Data excerpt:
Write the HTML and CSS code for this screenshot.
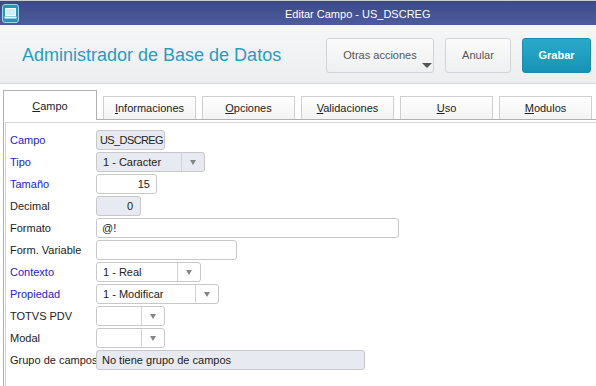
FILE: index.html
```html
<!DOCTYPE html>
<html lang="es">
<head>
    <meta charset="UTF-8">
    <title>Editar Campo - US_DSCREG</title>
    <link rel="stylesheet" href="styles.css">
</head>
<body>
    <div id="main">
        <div class="titlebar">
            <span class="app-icon">
                <svg width="17" height="19" viewBox="0 0 17 19">
                    <rect x="0.5" y="0.5" width="16" height="18" rx="2.5" fill="#2b93b4" stroke="#9fd6e6"/>
                    <rect x="3.5" y="4.5" width="10" height="7" fill="#cfeef7" stroke="#ffffff"/>
                    <rect x="2.5" y="12.5" width="12" height="2" fill="#ffffff"/>
                </svg>
            </span>
            <span class="title">Editar Campo - US_DSCREG</span>
        </div>

        <div class="header">
            <h1>Administrador de Base de Datos</h1>
            <div class="actions">
                <button class="btn btn-more">Otras acciones<span class="caret"></span></button>
                <button class="btn btn-cancel">Anular</button>
                <button class="btn btn-primary">Grabar</button>
            </div>
        </div>

        <div class="tabs">
            <div class="tab active"><u>C</u>ampo</div>
            <div class="tab"><u>I</u>nformaciones</div>
            <div class="tab"><u>O</u>pciones</div>
            <div class="tab"><u>V</u>alidaciones</div>
            <div class="tab"><u>U</u>so</div>
            <div class="tab"><u>M</u>odulos</div>
        </div>

        <div class="panel">
            <div class="panel-inner">
                <div class="row">
                    <span class="lbl req">Campo</span>
                    <div class="field ro w-campo">US_DSCREG</div>
                </div>
                <div class="row">
                    <span class="lbl req">Tipo</span>
                    <div class="field ro select w-tipo"><span class="val">1 - Caracter</span><span class="arrow"></span></div>
                </div>
                <div class="row">
                    <span class="lbl req">Tamaño</span>
                    <div class="field num w-tam">15</div>
                </div>
                <div class="row">
                    <span class="lbl">Decimal</span>
                    <div class="field ro num w-dec">0</div>
                </div>
                <div class="row">
                    <span class="lbl">Formato</span>
                    <div class="field w-formato">@!</div>
                </div>
                <div class="row">
                    <span class="lbl">Form. Variable</span>
                    <div class="field w-formvar"></div>
                </div>
                <div class="row">
                    <span class="lbl req">Contexto</span>
                    <div class="field select w-contexto"><span class="val">1 - Real</span><span class="arrow"></span></div>
                </div>
                <div class="row">
                    <span class="lbl req">Propiedad</span>
                    <div class="field select w-prop"><span class="val">1 - Modificar</span><span class="arrow"></span></div>
                </div>
                <div class="row">
                    <span class="lbl">TOTVS PDV</span>
                    <div class="field select w-small"><span class="val"></span><span class="arrow"></span></div>
                </div>
                <div class="row">
                    <span class="lbl">Modal</span>
                    <div class="field select w-small"><span class="val"></span><span class="arrow"></span></div>
                </div>
                <div class="row">
                    <span class="lbl">Grupo de campos</span>
                    <div class="field ro w-grupo">No tiene grupo de campos</div>
                </div>
            </div>
        </div>
    </div>
</body>
</html>
```

FILE: styles.css
```css
body
{
    margin: 0;
    font-family: "Liberation Sans", Arial, sans-serif;
    background-color: #fff;
    overflow: hidden;
}
#main
{
    width: 596px;
    height: 386px;
    overflow: hidden;
}

/* window title */
.titlebar
{
    height: 25px;
    box-sizing: border-box;
    display: flex;
    align-items: center;
    border-top: 1px solid #c9cdd9;
    background: linear-gradient(#3c4987, #4d5c9d);
    color: #fff;
    font-size: 11px;
}
.app-icon
{
    display: flex;
    margin-left: 2px;
    margin-top: 1px;
}
.title
{
    margin-left: 266px;
    padding-top: 2px;
}

/* header with actions */
.header
{
    height: 58px;
    display: flex;
    align-items: center;
    padding: 0 5px 0 22px;
    border-bottom: 1px solid #d8d9db;
    background: linear-gradient(#f5f6f7, #eceef0);
}
.header h1
{
    margin: 0;
    margin-top: 2px;
    font-size: 18px;
    font-weight: normal;
    color: #2a9cbf;
}
.actions
{
    margin-left: auto;
    display: flex;
    gap: 11px;
    margin-top: 2px;
}
.btn
{
    position: relative;
    height: 35px;
    padding: 0;
    border: 1px solid #d2d4d7;
    border-radius: 3px;
    background: linear-gradient(#fbfbfb, #eeeff0);
    font-family: "Liberation Sans", Arial, sans-serif;
    font-size: 11px;
    color: #555;
}
.btn-more
{
    width: 108px;
}
.btn-cancel
{
    width: 66px;
}
.btn-primary
{
    width: 69px;
    border-color: #1b8cab;
    background: linear-gradient(#2aaacb, #1793b5);
    color: #fff;
    font-weight: bold;
}
.caret
{
    position: absolute;
    right: 1px;
    bottom: 4px;
    border-left: 5px solid transparent;
    border-right: 5px solid transparent;
    border-top: 5px solid #555;
}

/* tabs */
.tabs
{
    position: relative;
    z-index: 1;
    height: 30px;
    display: flex;
    align-items: flex-end;
    gap: 6px;
    margin-top: 6px;
    margin-bottom: -1px;
    padding-left: 3px;
}
.tab
{
    width: 93px;
    height: 23px;
    box-sizing: border-box;
    margin-bottom: 1px;
    padding-top: 5px;
    border: 1px solid #cfcfcf;
    border-bottom: none;
    background: linear-gradient(#ffffff, #f3f3f3);
    font-size: 11px;
    color: #222;
    text-align: center;
}
.tab.active
{
    width: 94px;
    height: 30px;
    margin-bottom: 0;
    padding-top: 9px;
    border-color: #b0b0b0;
    background: #fff;
}

/* form panel */
.panel
{
    margin-left: 3px;
    border-top: 1px solid #b0b0b0;
    border-left: 1px solid #b0b0b0;
}
.panel-inner
{
    height: 300px;
    margin: 2px 0 0 1px;
    padding: 7px 0 0 4px;
    border-top: 1px solid #d6d6d6;
    border-left: 1px solid #d6d6d6;
}
.row
{
    display: flex;
    align-items: center;
    height: 20px;
    margin-bottom: 2px;
}
.lbl
{
    flex: none;
    width: 86px;
    white-space: nowrap;
    font-size: 11px;
    color: #222;
}
.lbl.req
{
    color: #2424c4;
}
.field
{
    flex: none;
    height: 20px;
    box-sizing: border-box;
    display: flex;
    align-items: center;
    padding: 0 5px;
    border: 1px solid #c8c8c8;
    border-radius: 3px;
    background-color: #fff;
    font-size: 11px;
    color: #222;
    white-space: nowrap;
    overflow: hidden;
}
.field.ro
{
    background-color: #e7eaf0;
}
.field.num
{
    justify-content: flex-end;
    padding-right: 6px;
}
.field.ro.num
{
    padding-right: 7px;
}
.select
{
    padding: 0;
}
.select .val
{
    flex: 1;
    padding-left: 6px;
}
.select .arrow
{
    width: 22px;
    height: 100%;
    display: flex;
    align-items: center;
    justify-content: center;
    border-left: 1px solid #d2d2d2;
}
.select .arrow::after
{
    content: "";
    border-left: 3.5px solid transparent;
    border-right: 3.5px solid transparent;
    border-top: 5px solid #858585;
}

.w-campo { width: 69px; padding: 0 3px; letter-spacing: -0.6px; }
.w-tipo { width: 109px; }
.w-tam { width: 61px; }
.w-dec { width: 45px; }
.w-formato { width: 303px; }
.w-formvar { width: 141px; }
.w-contexto { width: 105px; }
.w-prop { width: 123px; }
.w-small { width: 69px; }
.w-grupo { width: 269px; }
```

Challenge:
Strip out the pictures and quote the remaining data word for word.

Problem solution:
Write the HTML and CSS code for this screenshot.
FILE: index.html
```html
<!DOCTYPE html>
<html lang="es">
<head>
    <meta charset="UTF-8">
    <title>Editar Campo - US_DSCREG</title>
    <link rel="stylesheet" href="styles.css">
</head>
<body>
    <div id="main">
        <div class="titlebar">
            <span class="app-icon">
                <svg width="17" height="19" viewBox="0 0 17 19">
                    <rect x="0.5" y="0.5" width="16" height="18" rx="2.5" fill="#2b93b4" stroke="#9fd6e6"/>
                    <rect x="3.5" y="4.5" width="10" height="7" fill="#cfeef7" stroke="#ffffff"/>
                    <rect x="2.5" y="12.5" width="12" height="2" fill="#ffffff"/>
                </svg>
            </span>
            <span class="title">Editar Campo - US_DSCREG</span>
        </div>

        <div class="header">
            <h1>Administrador de Base de Datos</h1>
            <div class="actions">
                <button class="btn btn-more">Otras acciones<span class="caret"></span></button>
                <button class="btn btn-cancel">Anular</button>
                <button class="btn btn-primary">Grabar</button>
            </div>
        </div>

        <div class="tabs">
            <div class="tab active"><u>C</u>ampo</div>
            <div class="tab"><u>I</u>nformaciones</div>
            <div class="tab"><u>O</u>pciones</div>
            <div class="tab"><u>V</u>alidaciones</div>
            <div class="tab"><u>U</u>so</div>
            <div class="tab"><u>M</u>odulos</div>
        </div>

        <div class="panel">
            <div class="panel-inner">
                <div class="row">
                    <span class="lbl req">Campo</span>
                    <div class="field ro w-campo">US_DSCREG</div>
                </div>
                <div class="row">
                    <span class="lbl req">Tipo</span>
                    <div class="field ro select w-tipo"><span class="val">1 - Caracter</span><span class="arrow"></span></div>
                </div>
                <div class="row">
                    <span class="lbl req">Tamaño</span>
                    <div class="field num w-tam">15</div>
                </div>
                <div class="row">
                    <span class="lbl">Decimal</span>
                    <div class="field ro num w-dec">0</div>
                </div>
                <div class="row">
                    <span class="lbl">Formato</span>
                    <div class="field w-formato">@!</div>
                </div>
                <div class="row">
                    <span class="lbl">Form. Variable</span>
                    <div class="field w-formvar"></div>
                </div>
                <div class="row">
                    <span class="lbl req">Contexto</span>
                    <div class="field select w-contexto"><span class="val">1 - Real</span><span class="arrow"></span></div>
                </div>
                <div class="row">
                    <span class="lbl req">Propiedad</span>
                    <div class="field select w-prop"><span class="val">1 - Modificar</span><span class="arrow"></span></div>
                </div>
                <div class="row">
                    <span class="lbl">TOTVS PDV</span>
                    <div class="field select w-small"><span class="val"></span><span class="arrow"></span></div>
                </div>
                <div class="row">
                    <span class="lbl">Modal</span>
                    <div class="field select w-small"><span class="val"></span><span class="arrow"></span></div>
                </div>
                <div class="row">
                    <span class="lbl">Grupo de campos</span>
                    <div class="field ro w-grupo">No tiene grupo de campos</div>
                </div>
            </div>
        </div>
    </div>
</body>
</html>
```

FILE: styles.css
```css
body
{
    margin: 0;
    font-family: "Liberation Sans", Arial, sans-serif;
    background-color: #fff;
    overflow: hidden;
}
#main
{
    width: 596px;
    height: 386px;
    overflow: hidden;
}

/* window title */
.titlebar
{
    height: 25px;
    box-sizing: border-box;
    display: flex;
    align-items: center;
    border-top: 1px solid #c9cdd9;
    background: linear-gradient(#3c4987, #4d5c9d);
    color: #fff;
    font-size: 11px;
}
.app-icon
{
    display: flex;
    margin-left: 2px;
    margin-top: 1px;
}
.title
{
    margin-left: 266px;
    padding-top: 2px;
}

/* header with actions */
.header
{
    height: 58px;
    display: flex;
    align-items: center;
    padding: 0 5px 0 22px;
    border-bottom: 1px solid #d8d9db;
    background: linear-gradient(#f5f6f7, #eceef0);
}
.header h1
{
    margin: 0;
    margin-top: 2px;
    font-size: 18px;
    font-weight: normal;
    color: #2a9cbf;
}
.actions
{
    margin-left: auto;
    display: flex;
    gap: 11px;
    margin-top: 2px;
}
.btn
{
    position: relative;
    height: 35px;
    padding: 0;
    border: 1px solid #d2d4d7;
    border-radius: 3px;
    background: linear-gradient(#fbfbfb, #eeeff0);
    font-family: "Liberation Sans", Arial, sans-serif;
    font-size: 11px;
    color: #555;
}
.btn-more
{
    width: 108px;
}
.btn-cancel
{
    width: 66px;
}
.btn-primary
{
    width: 69px;
    border-color: #1b8cab;
    background: linear-gradient(#2aaacb, #1793b5);
    color: #fff;
    font-weight: bold;
}
.caret
{
    position: absolute;
    right: 1px;
    bottom: 4px;
    border-left: 5px solid transparent;
    border-right: 5px solid transparent;
    border-top: 5px solid #555;
}

/* tabs */
.tabs
{
    position: relative;
    z-index: 1;
    height: 30px;
    display: flex;
    align-items: flex-end;
    gap: 6px;
    margin-top: 6px;
    margin-bottom: -1px;
    padding-left: 3px;
}
.tab
{
    width: 93px;
    height: 23px;
    box-sizing: border-box;
    margin-bottom: 1px;
    padding-top: 5px;
    border: 1px solid #cfcfcf;
    border-bottom: none;
    background: linear-gradient(#ffffff, #f3f3f3);
    font-size: 11px;
    color: #222;
    text-align: center;
}
.tab.active
{
    width: 94px;
    height: 30px;
    margin-bottom: 0;
    padding-top: 9px;
    border-color: #b0b0b0;
    background: #fff;
}

/* form panel */
.panel
{
    margin-left: 3px;
    border-top: 1px solid #b0b0b0;
    border-left: 1px solid #b0b0b0;
}
.panel-inner
{
    height: 300px;
    margin: 2px 0 0 1px;
    padding: 7px 0 0 4px;
    border-top: 1px solid #d6d6d6;
    border-left: 1px solid #d6d6d6;
}
.row
{
    display: flex;
    align-items: center;
    height: 20px;
    margin-bottom: 2px;
}
.lbl
{
    flex: none;
    width: 86px;
    white-space: nowrap;
    font-size: 11px;
    color: #222;
}
.lbl.req
{
    color: #2424c4;
}
.field
{
    flex: none;
    height: 20px;
    box-sizing: border-box;
    display: flex;
    align-items: center;
    padding: 0 5px;
    border: 1px solid #c8c8c8;
    border-radius: 3px;
    background-color: #fff;
    font-size: 11px;
    color: #222;
    white-space: nowrap;
    overflow: hidden;
}
.field.ro
{
    background-color: #e7eaf0;
}
.field.num
{
    justify-content: flex-end;
    padding-right: 6px;
}
.field.ro.num
{
    padding-right: 7px;
}
.select
{
    padding: 0;
}
.select .val
{
    flex: 1;
    padding-left: 6px;
}
.select .arrow
{
    width: 22px;
    height: 100%;
    display: flex;
    align-items: center;
    justify-content: center;
    border-left: 1px solid #d2d2d2;
}
.select .arrow::after
{
    content: "";
    border-left: 3.5px solid transparent;
    border-right: 3.5px solid transparent;
    border-top: 5px solid #858585;
}

.w-campo { width: 69px; padding: 0 3px; letter-spacing: -0.6px; }
.w-tipo { width: 109px; }
.w-tam { width: 61px; }
.w-dec { width: 45px; }
.w-formato { width: 303px; }
.w-formvar { width: 141px; }
.w-contexto { width: 105px; }
.w-prop { width: 123px; }
.w-small { width: 69px; }
.w-grupo { width: 269px; }
```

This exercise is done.